Instead, I have fallen completely in love with the city, its culture, the community, and the food. In fact, I think the only thing I do not like is the heat, but in the broad scheme of things that is not really so bad.

There are so many different incentives for me to love this city that it would be silly to even try to list them all. However, there is one that I want to talk about here. Jerusalem is a city of some 850,000 people, and amongst the crowds you can find almost any culture you can imagine. Some days I make a game out of how many different languages I can hear walking down Yafo Street or through the Old City.

A City with Many Peoples

Shuk Mahane Yehuda

Of course, there are the ever-present ones, Hebrew, Arabic, and English, but it’s also common to hear German, Spanish, Russian, and even on occasion Mandarin. The Israeli culture itself is a beautiful thing, full of rich history, delicious foods, and incredible music. However, what makes Israel all the more amazing are the countless smaller cultural groups within it.

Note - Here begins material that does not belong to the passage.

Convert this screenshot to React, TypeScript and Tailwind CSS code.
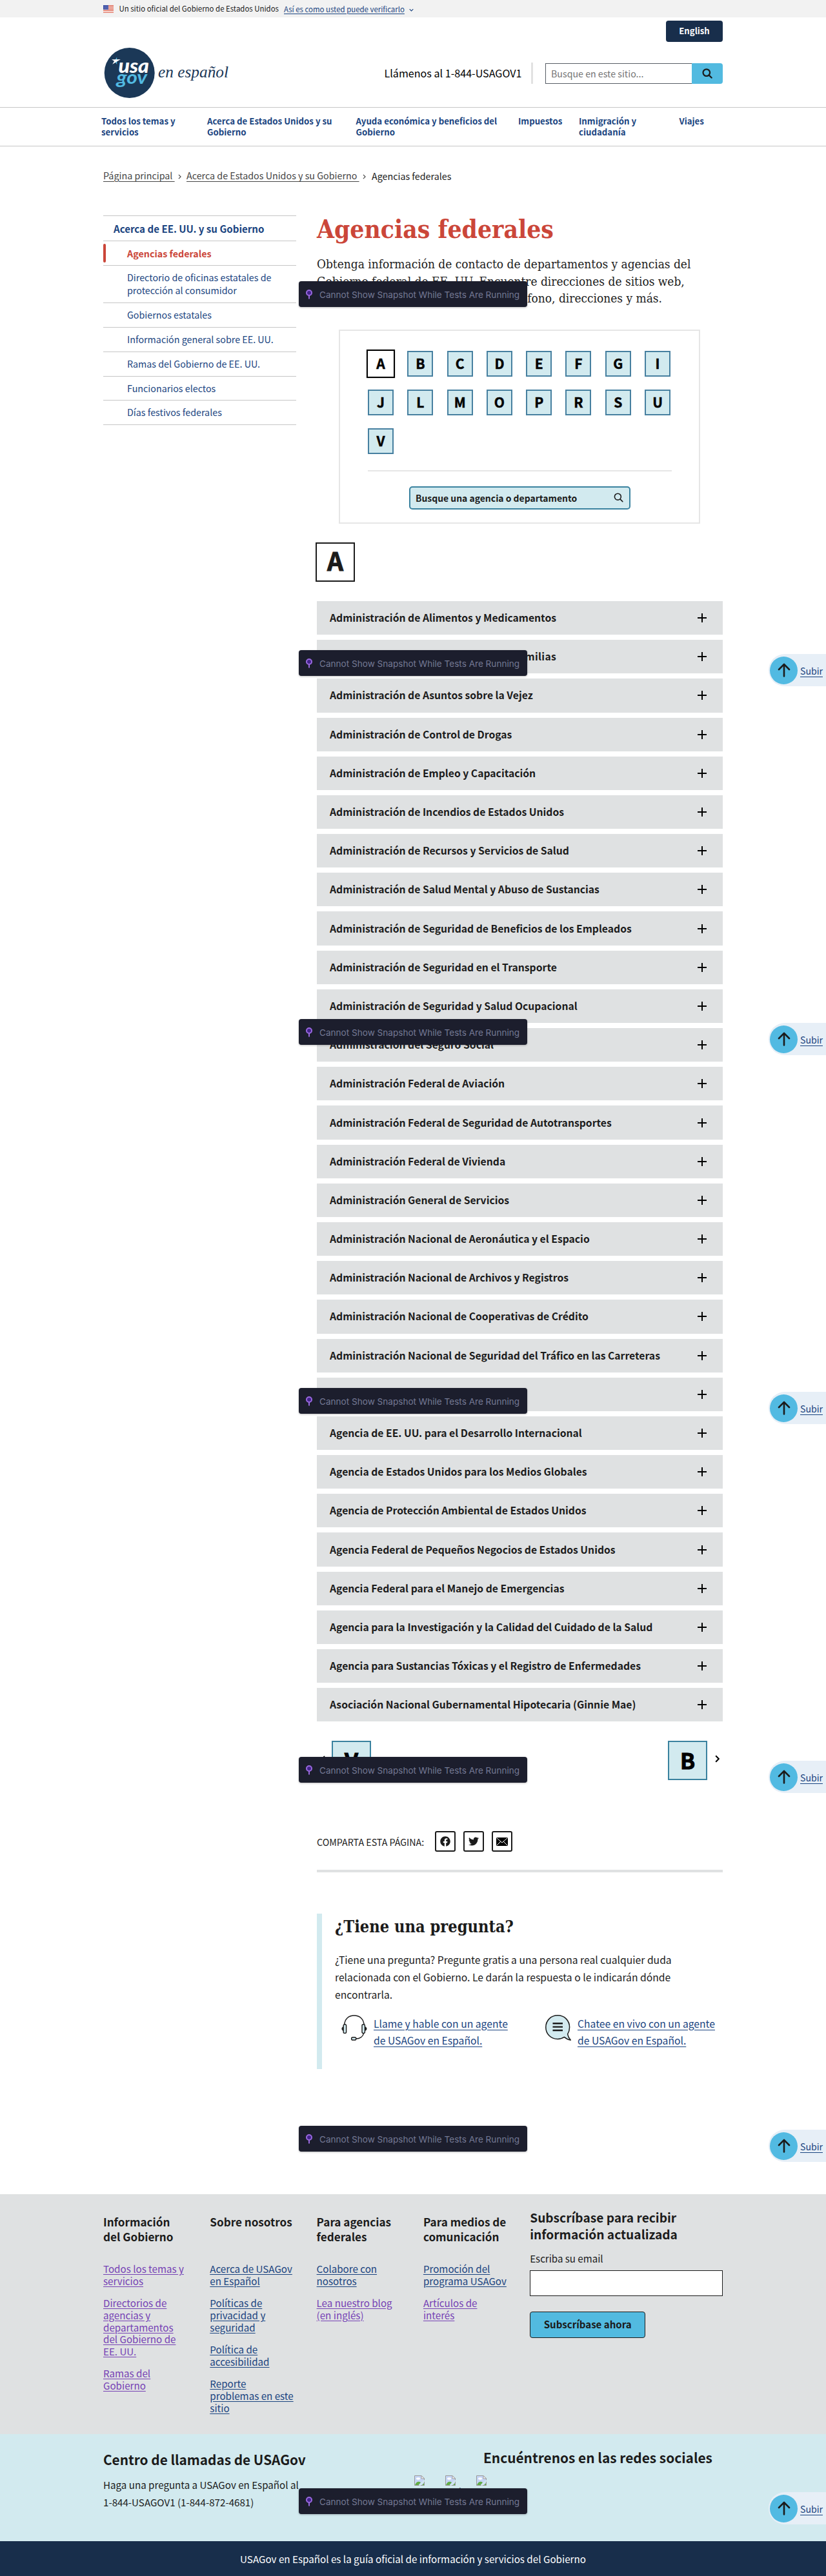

It is incredibly important, and fun, to make friends with locals. Yet, one of the best parts about Israel is that even while you are becoming a part of the community, you are also able to build friendships with people from all around the world. I came to Israel hoping that I would build relationships with Israelis, and I have, but at the same time, I have made friends with Africans, Europeans, Russians, Asians, South Americans, and even a Canadian or two.

I am still waiting to see what my first full semester brings me, but after nearly three months in Jerusalem, one thing is for sure. Friendships are not something that I will be lacking!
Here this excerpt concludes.